As histórias mirabolantes de bastidores, o sarcasmo e o jogo de cintura na interpretação da lei supostamente fundamental deixavam-me pasmada. Para quem quisesse perceber, ficava logo ali bem claro que, com Marcelo, as coisas nunca são o que parecem. Podem ser diferentes outras, ter muitos tons, minudências ou variações em dó menor, merecer interpretações extensivas, criativas ou mesmo abusivas. O artigo x diz isto, certo? Sim, mas há que interpretá-lo à luz do artigo y, e esse artigo na sua essência tem por base um princípio que nalguns casos pode ser contraditório. Perante um conflito de interesses, há que ajustar a interpretação. Mais para a esquerda ou mais para a direita, há várias argumentações possíveis e algumas podem dar mais jeito do que outras. Escolhamos as que mais nos convêm. Depois de o ouvir naquele anfiteatro durante dois anos, pouco me espantou nos seguintes. Elogiar não é o mesmo que apoiar? Fumar não é o mesmo que inalar? Na cabeça de Marcelo, claro que não. É possível, de facto, dizer tudo e o seu contrário, sempre com um enorme sorriso na cara.

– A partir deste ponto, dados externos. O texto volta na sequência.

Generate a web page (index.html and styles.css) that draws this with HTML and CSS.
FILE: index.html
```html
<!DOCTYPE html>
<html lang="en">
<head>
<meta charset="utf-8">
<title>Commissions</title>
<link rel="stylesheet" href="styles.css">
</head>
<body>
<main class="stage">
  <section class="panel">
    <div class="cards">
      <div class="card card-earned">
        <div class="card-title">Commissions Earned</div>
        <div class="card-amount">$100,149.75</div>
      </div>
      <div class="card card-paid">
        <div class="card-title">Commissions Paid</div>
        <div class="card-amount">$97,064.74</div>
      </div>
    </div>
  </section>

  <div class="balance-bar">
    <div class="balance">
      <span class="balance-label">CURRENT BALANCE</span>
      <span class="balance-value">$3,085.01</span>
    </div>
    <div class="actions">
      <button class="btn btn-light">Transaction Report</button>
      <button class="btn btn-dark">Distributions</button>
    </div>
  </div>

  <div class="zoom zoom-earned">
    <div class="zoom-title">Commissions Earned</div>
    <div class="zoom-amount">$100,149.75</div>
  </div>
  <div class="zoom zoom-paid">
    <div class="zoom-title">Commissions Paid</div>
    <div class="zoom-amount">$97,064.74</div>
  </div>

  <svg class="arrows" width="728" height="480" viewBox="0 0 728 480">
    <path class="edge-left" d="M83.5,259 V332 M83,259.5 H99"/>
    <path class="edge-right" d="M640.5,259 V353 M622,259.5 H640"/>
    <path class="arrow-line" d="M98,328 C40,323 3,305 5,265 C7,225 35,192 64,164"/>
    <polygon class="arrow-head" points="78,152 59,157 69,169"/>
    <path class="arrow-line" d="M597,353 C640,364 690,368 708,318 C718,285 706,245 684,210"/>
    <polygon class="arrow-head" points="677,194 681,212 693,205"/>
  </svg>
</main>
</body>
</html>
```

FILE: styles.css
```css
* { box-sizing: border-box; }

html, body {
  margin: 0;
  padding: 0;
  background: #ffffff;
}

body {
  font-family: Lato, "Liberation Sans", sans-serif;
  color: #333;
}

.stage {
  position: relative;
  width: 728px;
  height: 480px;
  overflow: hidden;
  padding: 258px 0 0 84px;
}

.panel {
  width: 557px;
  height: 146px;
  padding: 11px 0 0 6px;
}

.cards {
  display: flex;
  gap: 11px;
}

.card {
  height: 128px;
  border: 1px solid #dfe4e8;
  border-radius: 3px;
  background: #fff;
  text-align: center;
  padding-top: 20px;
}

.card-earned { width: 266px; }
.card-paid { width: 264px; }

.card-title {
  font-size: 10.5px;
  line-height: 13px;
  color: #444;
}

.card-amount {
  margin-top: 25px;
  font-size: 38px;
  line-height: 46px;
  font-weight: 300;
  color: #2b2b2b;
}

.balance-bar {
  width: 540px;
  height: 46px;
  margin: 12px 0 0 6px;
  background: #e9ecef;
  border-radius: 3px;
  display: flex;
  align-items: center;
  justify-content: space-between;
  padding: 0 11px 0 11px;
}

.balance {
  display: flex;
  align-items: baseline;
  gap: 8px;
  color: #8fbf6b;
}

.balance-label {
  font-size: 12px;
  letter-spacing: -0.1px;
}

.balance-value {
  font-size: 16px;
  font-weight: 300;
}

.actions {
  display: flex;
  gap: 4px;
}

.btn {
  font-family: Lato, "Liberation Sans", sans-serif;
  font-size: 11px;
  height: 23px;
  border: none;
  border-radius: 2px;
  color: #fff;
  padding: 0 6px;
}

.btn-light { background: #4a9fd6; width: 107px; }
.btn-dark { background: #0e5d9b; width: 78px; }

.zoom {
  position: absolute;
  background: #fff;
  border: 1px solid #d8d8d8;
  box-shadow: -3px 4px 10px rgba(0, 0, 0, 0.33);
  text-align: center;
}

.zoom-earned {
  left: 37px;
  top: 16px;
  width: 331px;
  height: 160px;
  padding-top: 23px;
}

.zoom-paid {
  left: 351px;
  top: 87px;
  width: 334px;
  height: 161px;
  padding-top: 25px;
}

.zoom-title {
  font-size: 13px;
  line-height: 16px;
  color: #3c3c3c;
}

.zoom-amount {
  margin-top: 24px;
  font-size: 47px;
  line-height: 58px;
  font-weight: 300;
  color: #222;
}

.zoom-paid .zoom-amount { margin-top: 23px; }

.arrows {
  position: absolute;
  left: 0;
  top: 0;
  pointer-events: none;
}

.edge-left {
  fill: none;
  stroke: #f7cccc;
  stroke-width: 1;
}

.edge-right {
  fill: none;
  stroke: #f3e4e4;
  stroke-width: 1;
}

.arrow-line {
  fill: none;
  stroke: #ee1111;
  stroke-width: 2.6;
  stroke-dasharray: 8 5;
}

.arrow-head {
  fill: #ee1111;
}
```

Embora adorado pelos alunos, e de longe o professor mais popular da Faculdade no meu tempo (1993 – 1998), na academia Marcelo nunca foi uma referência entre a doutrina em matéria de direito constitucional. Estava muito longe de Gomes Canotilho e Vital Moreira, sumidades com imensos livros de referência publicados. Na verdade, nunca se lhe viram obras marcantes nem pensamento próprio – era brilhante, isso sim, na comunicação do pensamento alheio. O que os outros estudavam e pensavam mas não conseguiam transmitir, ele dizia de forma surpreendentemente clara, límpida e interessante. Revi as minhas Constituições pacientemente anotadas à mão: entre as dezenas de referências e opiniões que me pareceram importantes porque acrescentavam à interpretação da lei, não encontrei nenhuma do professor. Sempre que me lembro de Marcelo e dos tempos da faculdade, recordo o elogio mais demolidor que alguma vez ouvi sobre alguém: “Gosto muito de o ouvir. Costumo concordar sempre com ele, sobretudo nos assuntos que não conheço bem”.